%%

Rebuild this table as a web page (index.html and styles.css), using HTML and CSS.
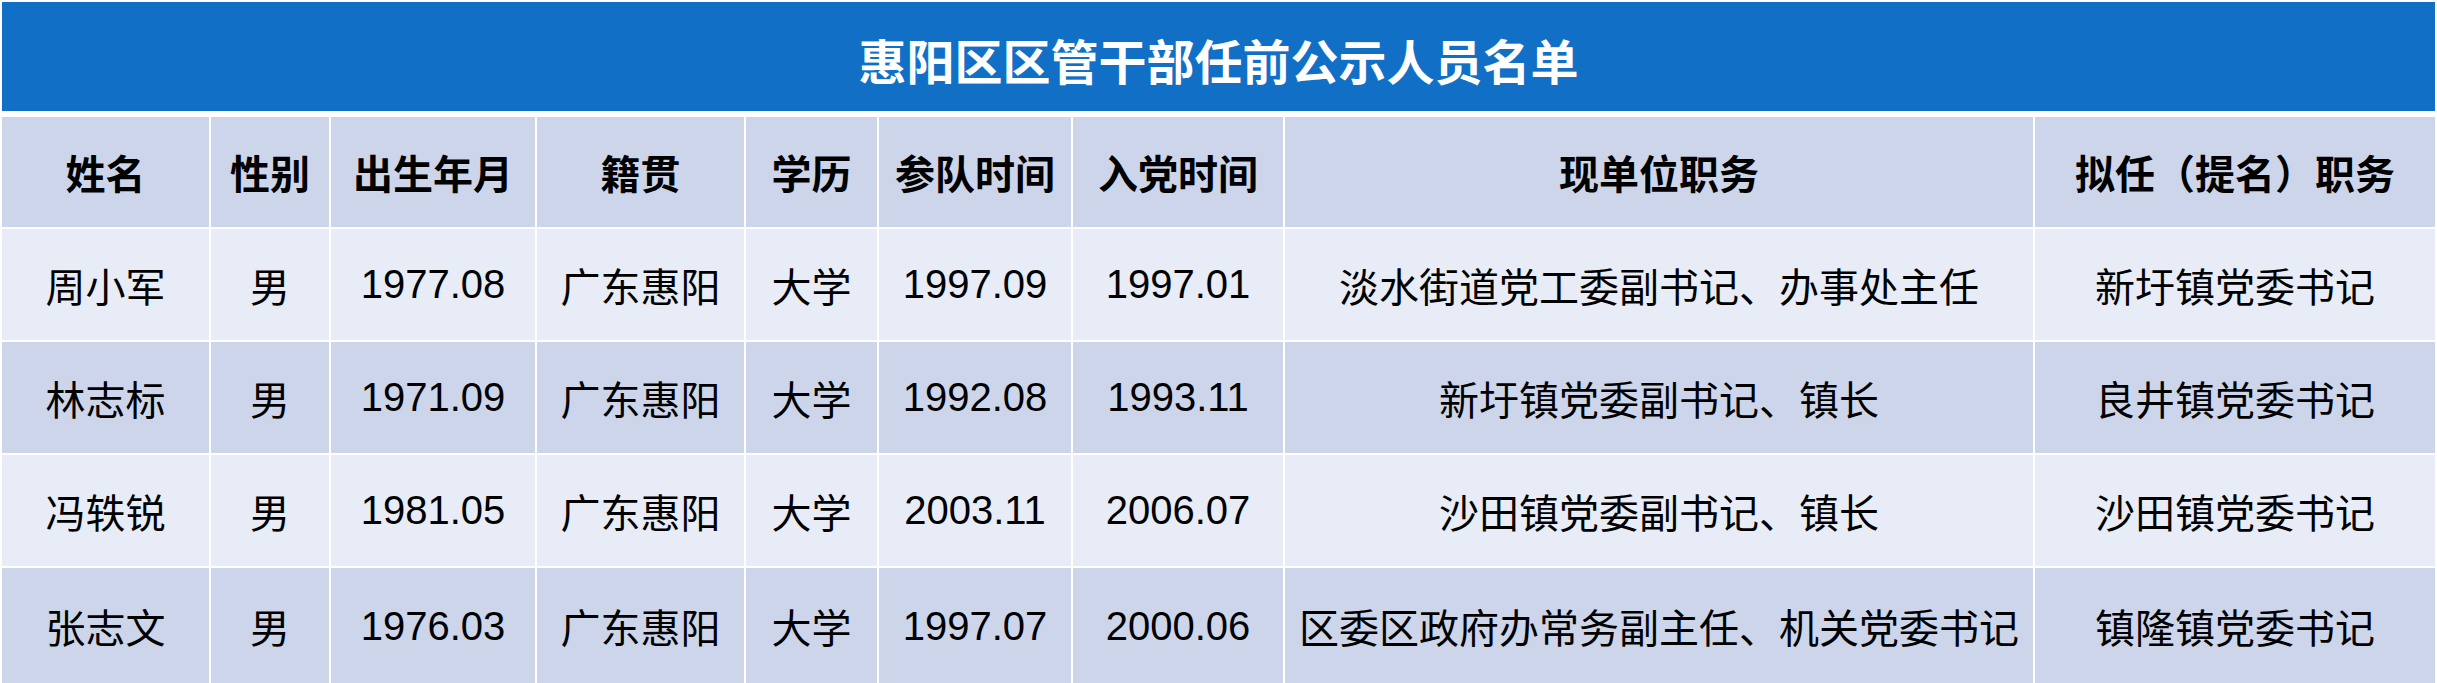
FILE: index.html
```html
<!DOCTYPE html>
<html lang="zh-CN">
<head>
<meta charset="utf-8">
<title>惠阳区区管干部任前公示人员名单</title>
<link rel="stylesheet" href="styles.css">
</head>
<body>
<div class="sheet">
  <div class="title">惠阳区区管干部任前公示人员名单</div>
  <div class="grid">
    <div class="cell head">姓名</div>
    <div class="cell head">性别</div>
    <div class="cell head">出生年月</div>
    <div class="cell head">籍贯</div>
    <div class="cell head">学历</div>
    <div class="cell head">参队时间</div>
    <div class="cell head">入党时间</div>
    <div class="cell head">现单位职务</div>
    <div class="cell head">拟任（提名）职务</div>

    <div class="cell light">周小军</div>
    <div class="cell light">男</div>
    <div class="cell light">1977.08</div>
    <div class="cell light">广东惠阳</div>
    <div class="cell light">大学</div>
    <div class="cell light">1997.09</div>
    <div class="cell light">1997.01</div>
    <div class="cell light">淡水街道党工委副书记、办事处主任</div>
    <div class="cell light">新圩镇党委书记</div>

    <div class="cell dark">林志标</div>
    <div class="cell dark">男</div>
    <div class="cell dark">1971.09</div>
    <div class="cell dark">广东惠阳</div>
    <div class="cell dark">大学</div>
    <div class="cell dark">1992.08</div>
    <div class="cell dark">1993.11</div>
    <div class="cell dark">新圩镇党委副书记、镇长</div>
    <div class="cell dark">良井镇党委书记</div>

    <div class="cell light">冯轶锐</div>
    <div class="cell light">男</div>
    <div class="cell light">1981.05</div>
    <div class="cell light">广东惠阳</div>
    <div class="cell light">大学</div>
    <div class="cell light">2003.11</div>
    <div class="cell light">2006.07</div>
    <div class="cell light">沙田镇党委副书记、镇长</div>
    <div class="cell light">沙田镇党委书记</div>

    <div class="cell dark">张志文</div>
    <div class="cell dark">男</div>
    <div class="cell dark">1976.03</div>
    <div class="cell dark">广东惠阳</div>
    <div class="cell dark">大学</div>
    <div class="cell dark">1997.07</div>
    <div class="cell dark">2000.06</div>
    <div class="cell dark">区委区政府办常务副主任、机关党委书记</div>
    <div class="cell dark">镇隆镇党委书记</div>
  </div>
</div>
</body>
</html>
```

FILE: styles.css
```css
html, body {
  margin: 0;
  padding: 0;
  background: #ffffff;
  overflow: hidden;
}

body {
  font-family: "Liberation Sans", "Noto Sans CJK SC", sans-serif;
  color: #000000;
}

.sheet {
  padding: 2px 2px 0 2px;
}

.title {
  height: 109px;
  background: #1170c6;
  color: #ffffff;
  font-family: "Noto Sans CJK SC", sans-serif;
  font-weight: 700;
  font-size: 48px;
  display: flex;
  align-items: center;
  justify-content: center;
  margin-bottom: 6px;
  padding-top: 4px;
  box-sizing: border-box;
}

.grid {
  display: grid;
  grid-template-columns: 207px 118px 204px 207px 131px 192px 210px 748px 400px;
  grid-template-rows: 110px 111px 111px 111px 116px;
  gap: 2px;
}

.cell {
  display: flex;
  align-items: center;
  justify-content: center;
  font-size: 40px;
  white-space: nowrap;
}

.head {
  background: #cdd5ea;
  font-family: "Noto Sans CJK SC", sans-serif;
  font-weight: 700;
}

.light {
  background: #e8ecf6;
}

.dark {
  background: #cdd5ea;
}
```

%%

[DO THIS]: Using the material above, return every line exactly as it appears, minus the pictures.

[THE RESPONSE]:
Rebuild this table as a web page (index.html and styles.css), using HTML and CSS.
FILE: index.html
```html
<!DOCTYPE html>
<html lang="zh-CN">
<head>
<meta charset="utf-8">
<title>惠阳区区管干部任前公示人员名单</title>
<link rel="stylesheet" href="styles.css">
</head>
<body>
<div class="sheet">
  <div class="title">惠阳区区管干部任前公示人员名单</div>
  <div class="grid">
    <div class="cell head">姓名</div>
    <div class="cell head">性别</div>
    <div class="cell head">出生年月</div>
    <div class="cell head">籍贯</div>
    <div class="cell head">学历</div>
    <div class="cell head">参队时间</div>
    <div class="cell head">入党时间</div>
    <div class="cell head">现单位职务</div>
    <div class="cell head">拟任（提名）职务</div>

    <div class="cell light">周小军</div>
    <div class="cell light">男</div>
    <div class="cell light">1977.08</div>
    <div class="cell light">广东惠阳</div>
    <div class="cell light">大学</div>
    <div class="cell light">1997.09</div>
    <div class="cell light">1997.01</div>
    <div class="cell light">淡水街道党工委副书记、办事处主任</div>
    <div class="cell light">新圩镇党委书记</div>

    <div class="cell dark">林志标</div>
    <div class="cell dark">男</div>
    <div class="cell dark">1971.09</div>
    <div class="cell dark">广东惠阳</div>
    <div class="cell dark">大学</div>
    <div class="cell dark">1992.08</div>
    <div class="cell dark">1993.11</div>
    <div class="cell dark">新圩镇党委副书记、镇长</div>
    <div class="cell dark">良井镇党委书记</div>

    <div class="cell light">冯轶锐</div>
    <div class="cell light">男</div>
    <div class="cell light">1981.05</div>
    <div class="cell light">广东惠阳</div>
    <div class="cell light">大学</div>
    <div class="cell light">2003.11</div>
    <div class="cell light">2006.07</div>
    <div class="cell light">沙田镇党委副书记、镇长</div>
    <div class="cell light">沙田镇党委书记</div>

    <div class="cell dark">张志文</div>
    <div class="cell dark">男</div>
    <div class="cell dark">1976.03</div>
    <div class="cell dark">广东惠阳</div>
    <div class="cell dark">大学</div>
    <div class="cell dark">1997.07</div>
    <div class="cell dark">2000.06</div>
    <div class="cell dark">区委区政府办常务副主任、机关党委书记</div>
    <div class="cell dark">镇隆镇党委书记</div>
  </div>
</div>
</body>
</html>
```

FILE: styles.css
```css
html, body {
  margin: 0;
  padding: 0;
  background: #ffffff;
  overflow: hidden;
}

body {
  font-family: "Liberation Sans", "Noto Sans CJK SC", sans-serif;
  color: #000000;
}

.sheet {
  padding: 2px 2px 0 2px;
}

.title {
  height: 109px;
  background: #1170c6;
  color: #ffffff;
  font-family: "Noto Sans CJK SC", sans-serif;
  font-weight: 700;
  font-size: 48px;
  display: flex;
  align-items: center;
  justify-content: center;
  margin-bottom: 6px;
  padding-top: 4px;
  box-sizing: border-box;
}

.grid {
  display: grid;
  grid-template-columns: 207px 118px 204px 207px 131px 192px 210px 748px 400px;
  grid-template-rows: 110px 111px 111px 111px 116px;
  gap: 2px;
}

.cell {
  display: flex;
  align-items: center;
  justify-content: center;
  font-size: 40px;
  white-space: nowrap;
}

.head {
  background: #cdd5ea;
  font-family: "Noto Sans CJK SC", sans-serif;
  font-weight: 700;
}

.light {
  background: #e8ecf6;
}

.dark {
  background: #cdd5ea;
}
```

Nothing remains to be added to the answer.